> **Request**: From the very first line of the data to the line containing "--- Status bar", retype everything exactly, leaving the pictures behind.

> **Source data**:
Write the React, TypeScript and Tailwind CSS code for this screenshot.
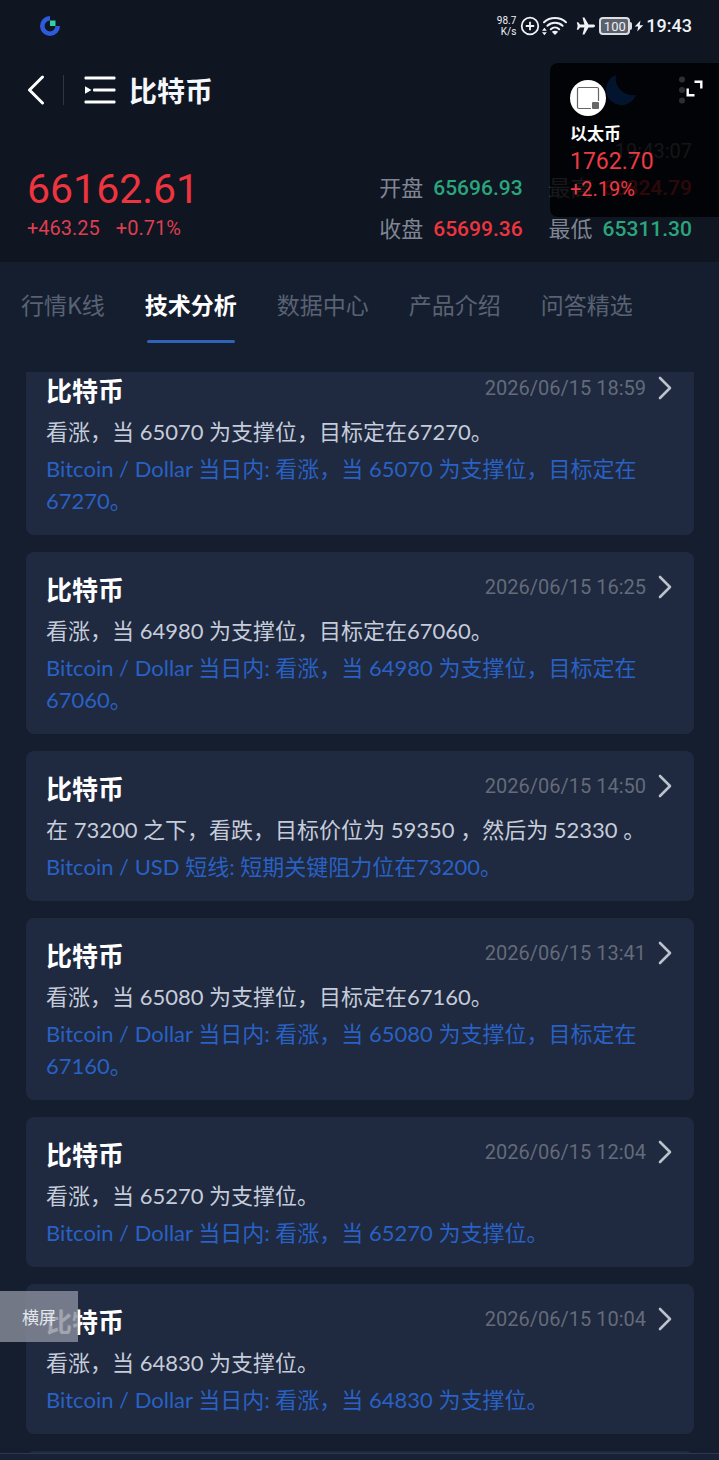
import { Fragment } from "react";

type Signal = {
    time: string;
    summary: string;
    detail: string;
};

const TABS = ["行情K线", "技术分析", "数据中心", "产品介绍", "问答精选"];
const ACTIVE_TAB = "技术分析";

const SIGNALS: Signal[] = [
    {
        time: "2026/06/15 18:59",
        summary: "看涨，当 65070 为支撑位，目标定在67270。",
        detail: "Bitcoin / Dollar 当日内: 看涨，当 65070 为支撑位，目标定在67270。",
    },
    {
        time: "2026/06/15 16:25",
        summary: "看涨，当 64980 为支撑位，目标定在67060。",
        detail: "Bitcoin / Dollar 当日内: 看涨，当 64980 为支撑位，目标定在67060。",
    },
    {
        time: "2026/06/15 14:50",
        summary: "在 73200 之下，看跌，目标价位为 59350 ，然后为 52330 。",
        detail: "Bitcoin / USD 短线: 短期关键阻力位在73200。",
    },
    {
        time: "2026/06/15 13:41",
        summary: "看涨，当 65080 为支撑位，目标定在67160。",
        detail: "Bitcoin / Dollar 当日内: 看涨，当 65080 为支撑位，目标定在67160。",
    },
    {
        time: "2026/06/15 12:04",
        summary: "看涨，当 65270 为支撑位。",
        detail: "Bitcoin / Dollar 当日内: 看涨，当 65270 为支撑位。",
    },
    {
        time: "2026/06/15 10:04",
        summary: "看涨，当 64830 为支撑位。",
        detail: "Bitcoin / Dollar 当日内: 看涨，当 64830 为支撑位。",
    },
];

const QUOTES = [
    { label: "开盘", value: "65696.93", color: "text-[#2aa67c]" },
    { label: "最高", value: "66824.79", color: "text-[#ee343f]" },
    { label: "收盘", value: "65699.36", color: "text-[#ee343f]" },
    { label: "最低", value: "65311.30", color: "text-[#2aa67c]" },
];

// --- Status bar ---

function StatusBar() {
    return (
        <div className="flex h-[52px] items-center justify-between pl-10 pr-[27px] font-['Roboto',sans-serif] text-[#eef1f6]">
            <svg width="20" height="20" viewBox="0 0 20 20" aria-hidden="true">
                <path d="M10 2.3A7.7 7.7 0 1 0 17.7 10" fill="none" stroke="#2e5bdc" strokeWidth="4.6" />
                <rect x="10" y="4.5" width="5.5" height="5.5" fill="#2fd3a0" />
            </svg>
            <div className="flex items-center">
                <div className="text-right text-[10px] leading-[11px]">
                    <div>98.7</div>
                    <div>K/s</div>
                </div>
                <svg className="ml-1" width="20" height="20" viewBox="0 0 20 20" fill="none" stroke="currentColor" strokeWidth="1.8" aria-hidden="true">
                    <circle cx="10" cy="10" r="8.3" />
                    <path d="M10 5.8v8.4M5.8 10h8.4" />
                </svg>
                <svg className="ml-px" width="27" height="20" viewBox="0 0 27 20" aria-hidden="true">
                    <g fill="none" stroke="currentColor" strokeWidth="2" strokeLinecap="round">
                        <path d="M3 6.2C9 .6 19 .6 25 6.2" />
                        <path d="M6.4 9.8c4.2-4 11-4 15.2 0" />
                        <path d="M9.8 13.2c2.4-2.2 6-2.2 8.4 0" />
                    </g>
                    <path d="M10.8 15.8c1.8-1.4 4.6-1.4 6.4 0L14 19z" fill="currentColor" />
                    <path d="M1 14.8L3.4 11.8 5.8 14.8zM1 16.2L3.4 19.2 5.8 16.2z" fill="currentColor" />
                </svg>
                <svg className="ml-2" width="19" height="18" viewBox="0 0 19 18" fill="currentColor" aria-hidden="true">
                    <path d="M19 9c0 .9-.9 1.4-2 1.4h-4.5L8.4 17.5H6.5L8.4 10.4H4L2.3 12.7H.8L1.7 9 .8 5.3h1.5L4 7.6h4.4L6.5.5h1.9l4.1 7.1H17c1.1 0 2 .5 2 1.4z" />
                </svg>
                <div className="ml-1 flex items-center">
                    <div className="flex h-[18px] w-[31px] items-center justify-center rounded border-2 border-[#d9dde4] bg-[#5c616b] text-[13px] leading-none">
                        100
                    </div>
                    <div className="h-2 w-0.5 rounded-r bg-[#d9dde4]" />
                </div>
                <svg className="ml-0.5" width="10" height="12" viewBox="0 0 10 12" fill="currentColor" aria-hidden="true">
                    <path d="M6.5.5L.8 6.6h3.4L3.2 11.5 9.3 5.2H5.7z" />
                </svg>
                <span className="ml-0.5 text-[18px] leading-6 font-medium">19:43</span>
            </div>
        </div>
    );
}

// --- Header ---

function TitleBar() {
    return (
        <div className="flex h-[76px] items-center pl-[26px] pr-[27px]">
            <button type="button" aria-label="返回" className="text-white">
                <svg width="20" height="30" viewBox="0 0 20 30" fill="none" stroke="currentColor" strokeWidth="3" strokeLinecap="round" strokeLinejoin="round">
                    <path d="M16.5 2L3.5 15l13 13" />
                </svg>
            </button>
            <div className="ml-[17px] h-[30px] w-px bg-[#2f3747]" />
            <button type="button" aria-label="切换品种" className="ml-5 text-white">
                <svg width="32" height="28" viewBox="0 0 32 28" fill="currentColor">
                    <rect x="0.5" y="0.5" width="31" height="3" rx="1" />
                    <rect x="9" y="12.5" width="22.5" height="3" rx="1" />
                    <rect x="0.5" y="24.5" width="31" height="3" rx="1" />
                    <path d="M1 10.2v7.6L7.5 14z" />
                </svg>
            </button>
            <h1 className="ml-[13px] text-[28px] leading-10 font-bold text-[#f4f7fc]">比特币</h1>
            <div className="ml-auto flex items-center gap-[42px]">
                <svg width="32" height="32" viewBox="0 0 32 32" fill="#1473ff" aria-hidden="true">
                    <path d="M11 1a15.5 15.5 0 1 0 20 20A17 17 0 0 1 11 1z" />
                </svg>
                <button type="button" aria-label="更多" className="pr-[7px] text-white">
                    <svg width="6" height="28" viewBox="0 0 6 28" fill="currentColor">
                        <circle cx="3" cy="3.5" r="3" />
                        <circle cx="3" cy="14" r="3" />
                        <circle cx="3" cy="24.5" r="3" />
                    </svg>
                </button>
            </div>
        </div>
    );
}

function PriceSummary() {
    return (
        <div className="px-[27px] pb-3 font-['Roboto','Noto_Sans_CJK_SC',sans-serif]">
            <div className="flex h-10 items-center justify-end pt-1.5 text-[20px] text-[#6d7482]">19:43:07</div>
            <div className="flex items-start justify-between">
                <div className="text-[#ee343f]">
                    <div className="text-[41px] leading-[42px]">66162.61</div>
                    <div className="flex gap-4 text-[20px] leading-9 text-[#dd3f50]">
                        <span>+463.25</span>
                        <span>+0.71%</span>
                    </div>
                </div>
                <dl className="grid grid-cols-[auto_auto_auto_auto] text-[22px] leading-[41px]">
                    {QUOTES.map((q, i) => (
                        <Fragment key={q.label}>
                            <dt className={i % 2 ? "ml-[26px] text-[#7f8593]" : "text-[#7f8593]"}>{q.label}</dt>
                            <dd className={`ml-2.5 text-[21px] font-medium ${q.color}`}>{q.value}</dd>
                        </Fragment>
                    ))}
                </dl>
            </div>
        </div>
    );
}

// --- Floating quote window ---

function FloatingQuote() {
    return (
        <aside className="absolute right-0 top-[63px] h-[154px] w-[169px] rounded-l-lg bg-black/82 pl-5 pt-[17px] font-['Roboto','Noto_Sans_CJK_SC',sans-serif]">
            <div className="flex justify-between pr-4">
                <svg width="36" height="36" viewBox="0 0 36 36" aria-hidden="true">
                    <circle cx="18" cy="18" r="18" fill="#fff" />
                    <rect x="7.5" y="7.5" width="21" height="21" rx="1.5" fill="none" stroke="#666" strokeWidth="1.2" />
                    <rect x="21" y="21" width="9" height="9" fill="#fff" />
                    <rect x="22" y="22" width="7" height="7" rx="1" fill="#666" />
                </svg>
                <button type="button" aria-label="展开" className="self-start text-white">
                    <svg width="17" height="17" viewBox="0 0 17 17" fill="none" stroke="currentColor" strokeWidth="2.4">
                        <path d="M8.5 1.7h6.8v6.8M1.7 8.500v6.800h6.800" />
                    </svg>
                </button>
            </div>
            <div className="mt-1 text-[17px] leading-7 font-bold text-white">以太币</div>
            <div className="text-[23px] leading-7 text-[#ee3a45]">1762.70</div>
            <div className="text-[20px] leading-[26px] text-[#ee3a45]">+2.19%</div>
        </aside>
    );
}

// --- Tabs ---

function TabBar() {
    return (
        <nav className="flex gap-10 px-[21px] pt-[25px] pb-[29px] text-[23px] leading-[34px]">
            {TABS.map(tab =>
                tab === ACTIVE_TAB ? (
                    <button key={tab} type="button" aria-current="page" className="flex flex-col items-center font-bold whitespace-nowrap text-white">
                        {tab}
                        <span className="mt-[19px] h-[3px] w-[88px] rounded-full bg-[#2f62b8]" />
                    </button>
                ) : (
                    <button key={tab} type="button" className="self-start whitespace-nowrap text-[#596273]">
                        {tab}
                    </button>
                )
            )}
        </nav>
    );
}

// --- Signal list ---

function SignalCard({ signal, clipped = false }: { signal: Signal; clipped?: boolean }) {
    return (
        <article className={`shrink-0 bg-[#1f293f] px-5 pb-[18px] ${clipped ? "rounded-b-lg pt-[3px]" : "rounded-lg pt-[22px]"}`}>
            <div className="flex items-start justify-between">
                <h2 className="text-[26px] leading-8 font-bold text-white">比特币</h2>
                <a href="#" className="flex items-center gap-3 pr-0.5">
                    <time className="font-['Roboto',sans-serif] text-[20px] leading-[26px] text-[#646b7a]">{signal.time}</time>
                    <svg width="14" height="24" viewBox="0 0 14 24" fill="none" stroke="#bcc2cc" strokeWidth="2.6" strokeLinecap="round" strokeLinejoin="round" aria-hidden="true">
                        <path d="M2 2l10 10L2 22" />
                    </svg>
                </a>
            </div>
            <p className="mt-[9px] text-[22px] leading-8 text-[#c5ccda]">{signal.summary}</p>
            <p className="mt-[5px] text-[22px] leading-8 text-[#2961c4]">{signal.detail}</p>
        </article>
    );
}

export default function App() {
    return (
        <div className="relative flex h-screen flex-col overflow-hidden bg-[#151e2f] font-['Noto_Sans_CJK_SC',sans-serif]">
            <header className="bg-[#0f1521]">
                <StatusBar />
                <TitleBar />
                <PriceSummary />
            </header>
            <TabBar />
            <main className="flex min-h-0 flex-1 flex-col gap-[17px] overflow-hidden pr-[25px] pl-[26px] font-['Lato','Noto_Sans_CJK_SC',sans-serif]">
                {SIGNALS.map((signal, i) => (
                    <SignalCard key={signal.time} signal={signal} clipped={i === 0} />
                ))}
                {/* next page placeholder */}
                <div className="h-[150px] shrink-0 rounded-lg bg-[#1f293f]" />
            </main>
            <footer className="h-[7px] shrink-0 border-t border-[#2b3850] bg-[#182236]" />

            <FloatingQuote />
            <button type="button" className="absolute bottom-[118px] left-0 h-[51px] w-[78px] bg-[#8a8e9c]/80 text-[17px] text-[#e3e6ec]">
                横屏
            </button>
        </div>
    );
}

> **Result of this task**:
Write the React, TypeScript and Tailwind CSS code for this screenshot.
import { Fragment } from "react";

type Signal = {
    time: string;
    summary: string;
    detail: string;
};

const TABS = ["行情K线", "技术分析", "数据中心", "产品介绍", "问答精选"];
const ACTIVE_TAB = "技术分析";

const SIGNALS: Signal[] = [
    {
        time: "2026/06/15 18:59",
        summary: "看涨，当 65070 为支撑位，目标定在67270。",
        detail: "Bitcoin / Dollar 当日内: 看涨，当 65070 为支撑位，目标定在67270。",
    },
    {
        time: "2026/06/15 16:25",
        summary: "看涨，当 64980 为支撑位，目标定在67060。",
        detail: "Bitcoin / Dollar 当日内: 看涨，当 64980 为支撑位，目标定在67060。",
    },
    {
        time: "2026/06/15 14:50",
        summary: "在 73200 之下，看跌，目标价位为 59350 ，然后为 52330 。",
        detail: "Bitcoin / USD 短线: 短期关键阻力位在73200。",
    },
    {
        time: "2026/06/15 13:41",
        summary: "看涨，当 65080 为支撑位，目标定在67160。",
        detail: "Bitcoin / Dollar 当日内: 看涨，当 65080 为支撑位，目标定在67160。",
    },
    {
        time: "2026/06/15 12:04",
        summary: "看涨，当 65270 为支撑位。",
        detail: "Bitcoin / Dollar 当日内: 看涨，当 65270 为支撑位。",
    },
    {
        time: "2026/06/15 10:04",
        summary: "看涨，当 64830 为支撑位。",
        detail: "Bitcoin / Dollar 当日内: 看涨，当 64830 为支撑位。",
    },
];

const QUOTES = [
    { label: "开盘", value: "65696.93", color: "text-[#2aa67c]" },
    { label: "最高", value: "66824.79", color: "text-[#ee343f]" },
    { label: "收盘", value: "65699.36", color: "text-[#ee343f]" },
    { label: "最低", value: "65311.30", color: "text-[#2aa67c]" },
];

// --- Status bar ---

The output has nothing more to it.